41  

— Клянусь кровью Христовой, я как будто опомнился ото сна. Вот только...

— Вот только что?

— Что, если король вернется к своему первоначальному намерению?

— Отправить куда подальше толстуху Марию? Слишком поздно! Они только что помирились. Так что не думай об этом. К тому же король был очень рад приезду крестницы своей супруги...

— Нашел чем меня утешить! Думаю, что Генрих спит и видит, как будет делить ее со своим боевым товарищем.

— Ты не уполномочен заниматься его снами. Ты обязан следить за точным выполнением договора, вот и все! Могу я теперь отправиться спать?

— Да. Конечно. Но сначала загляни к донне Лоренце и постарайся сделать все, чтобы она хорошо поспала хотя бы этой ночью... А потом спокойно ждала будущего.

— Непременно загляну! А ты тоже постарайся поспать. На свежую голову сражаться легче. Если хочешь, могу тебе помочь.

— Нет, спасибо. Ты снова прав, мне нужна свежая голова... Честное слово, я готов отправиться к королю немедленно. Наверняка он уже у себя. Вот уж кто не станет еле-еле тащиться по реке.

— Пойди и как следует выспись, я приказываю тебе как врач. Тебе необходимо набраться сил, а наш вечно юный повеса, можешь быть уверен, воспользуется свободной ночью, когда его супруга плывет по реке под музыку, чтобы уединиться с какой-нибудь красоткой.

Тяжело вздохнув, Джованетти показал на дверь своему чересчур проницательному другу.

— Отправляйся спать! Ты не представляешь себе, до какой степени человек, который всегда прав, может действовать на нервы!

***

Но Филиппо Джованетти до утра не сомкнул глаз. Всю ночь он думал, как ему повести разговор с государем, который никогда еще не был с ним грозен благодаря тому, что вот уже много-много лет отношения Тосканы и Франции были безоблачными. Но на этот раз он вынужден будет противоречить королю, а значит, может навлечь грозу, и не только на себя...

Неизбежной грозой повеяло в воздухе еще явственней, когда Джованетти увидел на верхней площадке лестницы, которая вела в покои короля, выходящего из них своего испанского собрата, дона Педро Толедского, полыхающего гневом. За ним, как обычно, следовала свита его мрачных советников, одетых в черное с ног до головы, но с большими, величиной с мельничное колесо, белыми плоеными воротниками.

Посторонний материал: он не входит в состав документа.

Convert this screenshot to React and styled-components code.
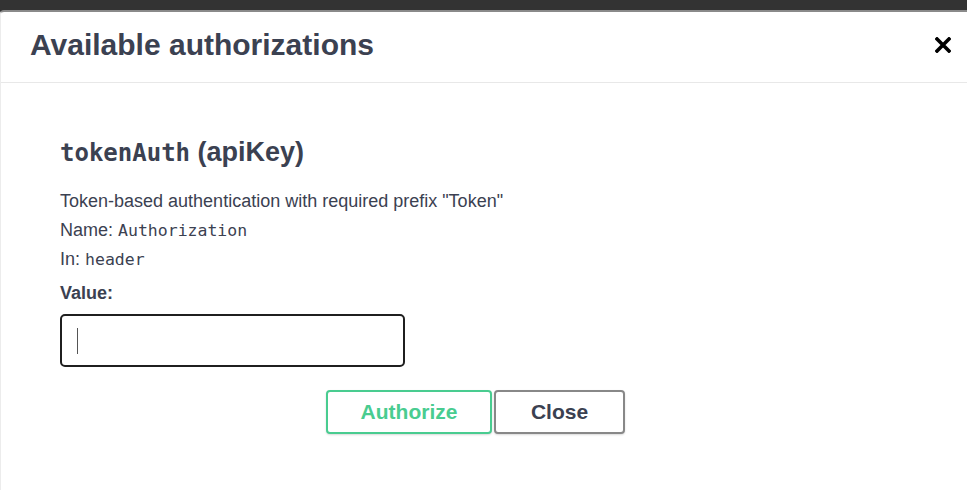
import React from "react";
import styled, { createGlobalStyle } from "styled-components";

const GlobalStyle = createGlobalStyle`
  html, body {
    margin: 0;
    padding: 0;
    background: #333333;
    overflow: hidden;
  }
  body {
    font-family: "Liberation Sans", Arial, sans-serif;
    color: #3b4151;
  }
`;

const Backdrop = styled.div`
  width: 967px;
  height: 490px;
  padding-top: 10px;
  box-sizing: border-box;
  overflow: hidden;
`;

const Modal = styled.div`
  width: 980px;
  height: 490px;
  background: #fff;
  border-radius: 4px 0 0 0;
  border-left: 1px solid #ececec;
  border-top: 2px solid #8a8a8a;
  box-sizing: border-box;
`;

const Header = styled.div`
  display: flex;
  align-items: center;
  justify-content: space-between;
  height: 71px;
  padding: 0 30px 4px 29px;
  box-sizing: border-box;
  border-bottom: 1px solid #e8e8e8;
`;

const Title = styled.h3`
  margin: 0;
  font-size: 30px;
  line-height: 34px;
  font-weight: 700;
  color: #3b4151;
`;

const CloseIcon = styled.button`
  display: flex;
  align-items: center;
  justify-content: center;
  width: 20px;
  height: 20px;
  margin-right: -3px;
  padding: 0;
  border: none;
  background: none;
`;

const Content = styled.div`
  padding: 54px 30px 0 59px;
`;

const SchemeTitle = styled.h4`
  margin: 0 0 20px;
  font-size: 27px;
  font-weight: 700;
  color: #3b4151;
  line-height: 30px;
`;

const Code = styled.code`
  font-family: "DejaVu Sans Mono", monospace;
  font-size: 24px;
  font-weight: 700;
  line-height: 1;
`;

const Line = styled.p`
  margin: 0;
  font-size: 18px;
  line-height: 29px;
  color: #3b4151;
`;

const Mono = styled.code`
  font-family: "DejaVu Sans Mono", monospace;
  font-size: 16.5px;
  line-height: 1;
`;

const Label = styled.label`
  display: block;
  margin-top: 9px;
  font-size: 18px;
  font-weight: 700;
  line-height: 20px;
`;

const Input = styled.div`
  display: flex;
  align-items: center;
  width: 345px;
  height: 53px;
  margin-top: 11px;
  padding-left: 15px;
  box-sizing: border-box;
  border: 2px solid #1f1f1f;
  border-radius: 5px;
`;

const Caret = styled.span`
  width: 1px;
  height: 26px;
  background: #555;
`;

const Actions = styled.div`
  display: flex;
  justify-content: center;
  gap: 2px;
  margin-top: 23px;
  padding-right: 59px;
`;

const Button = styled.button`
  width: ${(p) => p.$w}px;
  height: 44px;
  font-family: "Liberation Sans", Arial, sans-serif;
  font-size: 21px;
  font-weight: 700;
  background: #fff;
  border: 2px solid ${(p) => p.$border};
  color: ${(p) => p.$color};
  border-radius: 4px;
  box-shadow: 0 1px 2px rgba(0, 0, 0, 0.15);
`;

export default function App() {
  return (
    <Backdrop>
      <GlobalStyle />
      <Modal>
        <Header>
          <Title>Available authorizations</Title>
          <CloseIcon aria-label="Close">
            <svg width="16" height="16" viewBox="0 0 16 16">
              <path
                d="M2 2 L14 14 M14 2 L2 14"
                stroke="#000"
                strokeWidth="3.6"
                strokeLinecap="square"
              />
            </svg>
          </CloseIcon>
        </Header>
        <Content>
          <SchemeTitle>
            <Code>tokenAuth</Code> (apiKey)
          </SchemeTitle>
          <Line>Token-based authentication with required prefix "Token"</Line>
          <Line>
            Name: <Mono>Authorization</Mono>
          </Line>
          <Line>
            In: <Mono>header</Mono>
          </Line>
          <Label>Value:</Label>
          <Input>
            <Caret />
          </Input>
          <Actions>
            <Button $w={166} $border="#49cc90" $color="#49cc90">
              Authorize
            </Button>
            <Button $w={131} $border="#888" $color="#3b4151">
              Close
            </Button>
          </Actions>
        </Content>
      </Modal>
    </Backdrop>
  );
}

Эти воротники лишали руки важных сеньоров доступа к собственной голове, и поэтому, несмотря на всю свою важность, сеньоры были вынуждены постоянно прибегать к чужим услугам по самым мелким надобностям — вытереть нос, почесать голову... Лицезрение испанских коллег обычно очень веселило флорентийского посла, но на этот раз он даже не улыбнулся. После беседы с этой компанией гробовщиков король, верно, изрыгает пламя от гнева! Но его несколько успокоил веселый смех, которым его встретил король, когда он вошел к нему в кабинет.

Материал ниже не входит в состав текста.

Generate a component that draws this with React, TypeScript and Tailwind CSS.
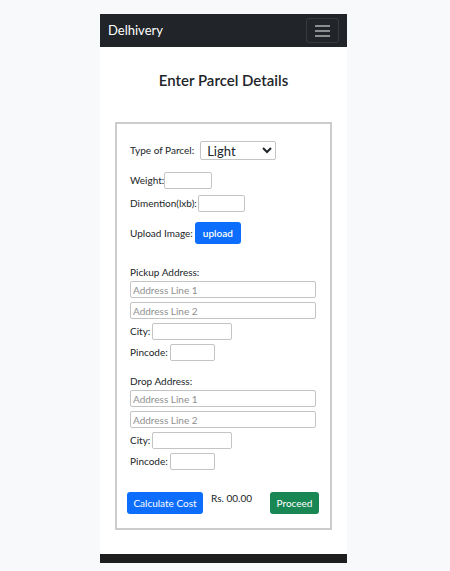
const font = { fontFamily: 'Lato, "Noto Sans", sans-serif' };

function Field({ w }: { w: string }) {
  return <input className={`${w} h-[17px] border border-[#c4c4c4] rounded-[2px] bg-white outline-none`} />;
}

function AddressBlock({ title, mt }: { title: string; mt: string }) {
  return (
    <div className={`${mt} flex flex-col`}>
      <span className="text-[10px] leading-[12px] text-[#212529]">{title}</span>
      <input
        placeholder="Address Line 1"
        className="mt-[3px] w-[186px] h-[17px] border border-[#c4c4c4] rounded-[2px] px-[2px] text-[10px] placeholder:text-[#8f8f8f] outline-none"
      />
      <input
        placeholder="Address Line 2"
        className="mt-[4px] w-[186px] h-[17px] border border-[#c4c4c4] rounded-[2px] px-[2px] text-[10px] placeholder:text-[#8f8f8f] outline-none"
      />
      <div className="mt-[4px] flex items-center gap-[2px] text-[10px] text-[#212529]">
        City: <Field w="w-[80px]" />
      </div>
      <div className="mt-[4px] flex items-center gap-[2px] text-[10px] text-[#212529]">
        Pincode: <Field w="w-[45px]" />
      </div>
    </div>
  );
}

export default function App() {
  return (
    <div className="w-full h-[571px] bg-[#f8f9fa] pl-[100px] pt-[14px]" style={font}>
      <div className="w-[247px] bg-white flex flex-col">
        <nav className="h-[33px] bg-[#212529] flex items-center justify-between pl-[8px] pr-[8px]">
          <span className="text-[13px] text-white">Delhivery</span>
          <button className="w-[33px] h-[25px] border border-[#ffffff1a] rounded-[3px] flex flex-col items-center justify-center gap-[3px]">
            <span className="w-[15px] h-[2px] bg-[#8c8e90]" />
            <span className="w-[15px] h-[2px] bg-[#8c8e90]" />
            <span className="w-[15px] h-[2px] bg-[#8c8e90]" />
          </button>
        </nav>

        <h2 className="mt-[23px] text-center text-[15px] leading-[20px] font-semibold text-[#212529]">
          Enter Parcel Details
        </h2>

        <div className="mt-[32px] mx-[15px] h-[408px] border-2 border-[#cccccc] pl-[13px] pr-[11px] text-[#212529]">
          <div className="mt-[17px] flex items-center text-[10px]">
            <span>Type of Parcel:</span>
            <select className="ml-[6px] w-[76px] h-[19px] border border-[#c4c4c4] rounded-[2px] text-[13px] leading-[15px] px-[2px] bg-white outline-none">
              <option>Light</option>
              <option>Medium</option>
              <option>Heavy</option>
            </select>
          </div>
          <div className="mt-[12px] flex items-center text-[10px]">
            <span>Weight:</span>
            <Field w="w-[48px]" />
          </div>
          <div className="mt-[6px] flex items-center text-[10px]">
            <span>Dimention(lxb):</span>
            <span className="ml-[1px]"><Field w="w-[47px]" /></span>
          </div>
          <div className="mt-[10px] flex items-center text-[10px]">
            <span>Upload Image:</span>
            <button className="ml-[2px] w-[46px] h-[22px] rounded-[3px] bg-[#0d6efd] text-white text-[10px] font-semibold">
              upload
            </button>
          </div>

          <AddressBlock title="Pickup Address:" mt="mt-[22px]" />
          <AddressBlock title="Drop Address:" mt="mt-[14px]" />

          <div className="mt-[22px] -ml-[3px] flex items-start">
            <button className="w-[76px] h-[22px] rounded-[3px] bg-[#0d6efd] text-white text-[10px]">
              Calculate Cost
            </button>
            <span className="ml-[8px] text-[10px] leading-[12px] text-[#212529]">Rs. 00.00</span>
            <button className="ml-auto w-[49px] h-[22px] rounded-[3px] bg-[#198754] text-white text-[10px]">
              Proceed
            </button>
          </div>
        </div>

        <div className="mt-[24px] h-[9px] bg-[#1e1e1e]" />
      </div>
    </div>
  );
}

— Входите, входите, мессир Джованетти, — закричал Генрих в ответ на приветствие посла. — Славное лицо! Как раз то, что мне нужно, чтобы вернуть себе хорошее расположение духа, после того, как насмотрелся на вытянутые лица этих иберийцев.

— На мой взгляд, не такие уж они вытянутые, — мягко возразил флорентиец.

— Значит, у нас разные взгляды, — улыбнулся король. — Наш диалог с доном Педро длится вот уже несколько месяцев и отличается поразительным однообразием. Он требует из раза в раз одного и того же: брака дофина с инфантой и брака моей дочери Елизаветы с принцем Астурийским. А я бесконечно отвечаю ему «нет», что ни в малейшей степени его не обескураживает. На этот раз он, как видно, был не в духе, потому что пригрозил мне войной между нашими двумя странами.

— Даже так! И... могу я узнать, что Ваше Величество ему ответили?

— Ответил, что если его господин на такое отважится, то моя задница скорее окажется в седле, чем его нога в стремени. Однако что привело вас ко мне!

Посол герцогства тосканского послал еще одно проклятие в адрес идальго, который опередил его. И без того нелегкая миссия сеньора Джованетти стала еще тяжелее после угроз испанца. Итальянца не обманул веселый смех Генриха. Он достаточно хорошо его знал, чтобы расслышать за веселостью недовольство. Джованетти глубоко вздохнул и собрал свое мужество в кулак.

— Сир, — начал он со всей кротостью, на какую был способен, — я весьма опасаюсь, что буду вам столь же неприятен, как и сеньор Педро Толедский.